Letters to the Editor.
An Ounce of Prevention
While the cover of the Fall 2006 Endeavors magazine gave a promise into new insights on addiction and cancer, and the title, Cancer and Addiction in the Year 2050, suggested that in another forty-four years, we could expect substantial in-roads into cancer reduction through addiction research, the truth of the matter is that: 1) the major research has already been done, and we know the answer already; and 2) the gains to be made in prevention have and will dwarf the gains to be made in treatment for the next four decades. What is most remarkable is that the article ignored the fact that tobacco addiction is responsible for more cancer deaths than any other cancer, and it kills more people in North Carolina and the United States annually than alcohol, motor vehicle crashes, suicides, illegal drugs, and homicides combined.

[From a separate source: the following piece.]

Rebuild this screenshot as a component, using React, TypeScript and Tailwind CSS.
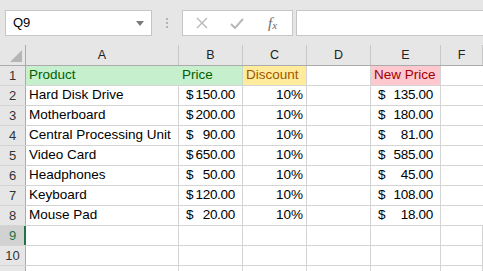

Tobacco addiction is the one cause of cancer for which truly effective treatment paradigms exist now — prevention and advocacy — policy measures to raise tobacco excise taxes, regulatory measures to promote clean indoor air free of secondhand smoke, education and promotion of 1-800-QUITNOW quitlines to help those addicted quit, and much more. What is simply missing is the political resolve and moral leadership to do what needs to be done. Endeavors readers deserve to hear this unequivocal message now, because in forty-four years, over 400,000 North Carolinians will have died from preventable cancers of the lung, larynx, mouth and esophagus. It is up to each and everyone of us to intervene.
—Adam O. Goldstein, MD, MPH
Goldstein is associate professor of family medicine at UNC and the director of Carolina's Tobacco Prevention and Evaluation Program.